The vast majority of UKIP's members are older people, a vast number of whole have been Conservative members or voters for most of their lives. That they have left to join UKIP would suggest to me that these people have realised that a party as large (and well-funded) as the Tories does not have to listen to its members and, indeed, that these people have become sick of shouting themselves hoarse and getting nowhere.
And no wonder: you've all read the media. On the road-pricing issue (very emotive) how many newspapers have mentioned the EU's involvement?
In the great ID Card and NIR debate, how many people in the mainstream media have mentioned the EU's involvement?
What is the point in trying to make yourself heard when both the mainstream media and political classes refuse to talk about the root problem, eh?
...to hurt Conservative election prospects...
Oh, get over yourself, for fuck's sake! Do you really think that people who vote UKIP do so to hurt the Conservatives? Don't be such a solipsistic prick, seriously.
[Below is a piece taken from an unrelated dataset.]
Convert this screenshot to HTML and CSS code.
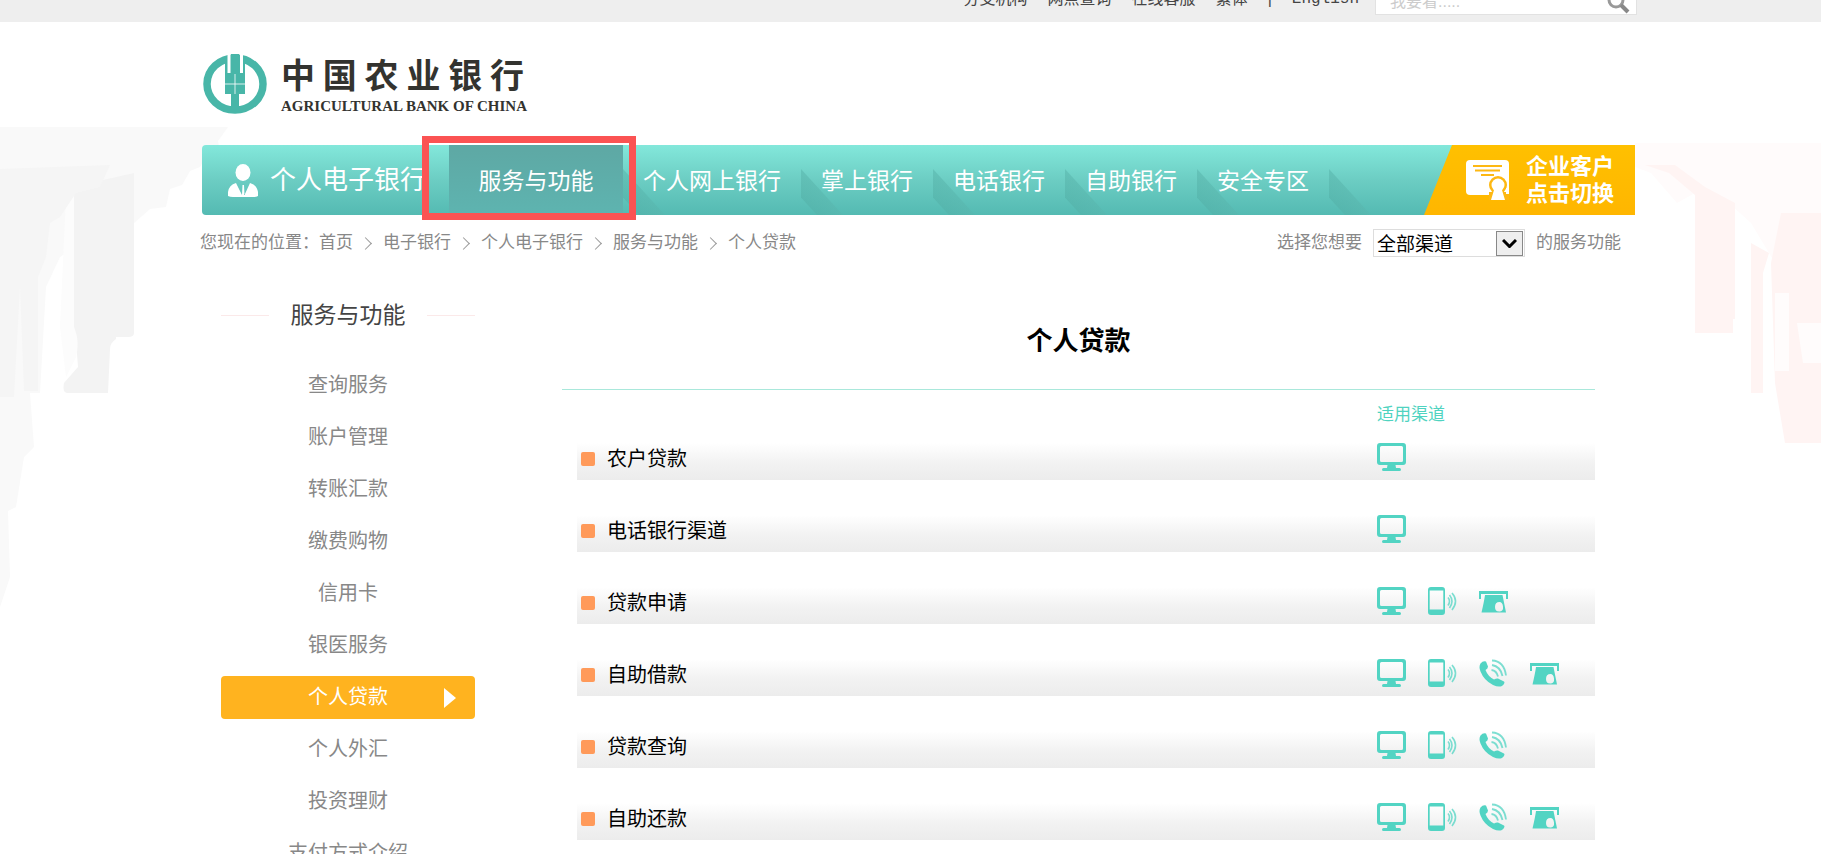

You'll be telling me that everyone who votes Labour or Lib Dem are just doing so to spite the Conservatives next: it's pa-the-tic.
People vote for UKIP because they want UKIP to win, you daft bastard.
... but there is no evidence that this is a threat which the party responds to in the way UKIP would like.
Well, boo-fucking-hoo! In that case, the membership of the main parties will continue to fall and membership of UKIP (and others) will continue to rise. And the number of people who do not vote at all (currently about 40% of the eligible population, I believe) will continue to rise.
Instead it creates a defensiveness that may be what came across to DK, in Oliver Letwin's speech, as arrogance.
No, what Letwin came across with was arrogance; if his reasons for remaining within the EU are so fucking brilliant, then we did he not lay some of them out? He answered all the other questions are tediously inordinate length, for crying out loud.
The trouble is with Matt is that he acts as though the EU is the only area in which I differ from the Tories and that this assumption is wrong should, by now, be very fucking clear. I said that the Tories' attitude to the EU was a sticking point: however, given that they have shown no sign of even offering a referendum, there are, as it happens, a whole bunch of other policies on which I disagree with them too.
Besides, since the Tories' rhetoric has never matched their actions in regard to the EU—"we're EUsceptic!" they cry, whilst prancing around with a multi-fucking-million quid fountain pen with which they have signed away yet more of our sodding sovereignty (e.g. Maastricht)—I would have to see Cameron sign the agreement in his own childrens' blood before I really believed that they were even actually going to hold a referendum, the cunts.
Were the EU the only area in which I differed from Conservative policy, well, maybe I'd try Matt's approach, but it isn't. Here are a few areas in which I disagree with the Tories (as far as we know what their policies are) and agree with UKIP.
- We should leave the EU,
- The idea that humanity's activities are having any significant effect on climate change is crap,
- Although climate change is happening, the best way to adapt is not to make everyone poorer through taxation,
- The taxpayer should not fund political parties,
- Schools should be privatised and funded through a voucher scheme,
- We should have a Flat Tax system,
- We should acknowledge that NI is simply another income tax and incorporate it into a Flat Income Tax,
- The Personal Tax Allowance should be raised far above its current rate,
- We should have a smaller government,
- Corporation Tax should be substantially lower,
- Capital Gains Tax should be abolished,
- Inheritance Tax should be abolished,
- Prison works and we should build more of them,
- What I do in my time is my own and the government should not be allowed to dictate what I do with it (Working time Directive, for instance),
- And a few things that are conditional on point 1, because we no longer control these areas:
- We should trade freely with the rest of the world,
- We should control who comes into our country (if only to stop convicted criminals),
- We should replace VAT with a local sales tax.
And that's off the top of my head and not thinking about it particularly hard.
Now, I have decided (at this stage in my young life) that it is far easier to work to make electable a small party the majority of whose policies I agree with (and, occasionally, help shape), rather than to attempt to swing a large party (which seems to believe that it has a god-given right to govern) to my thinking on all of these fucking points.
Now, I don't understand: why is this such a hard concept to grasp for some people?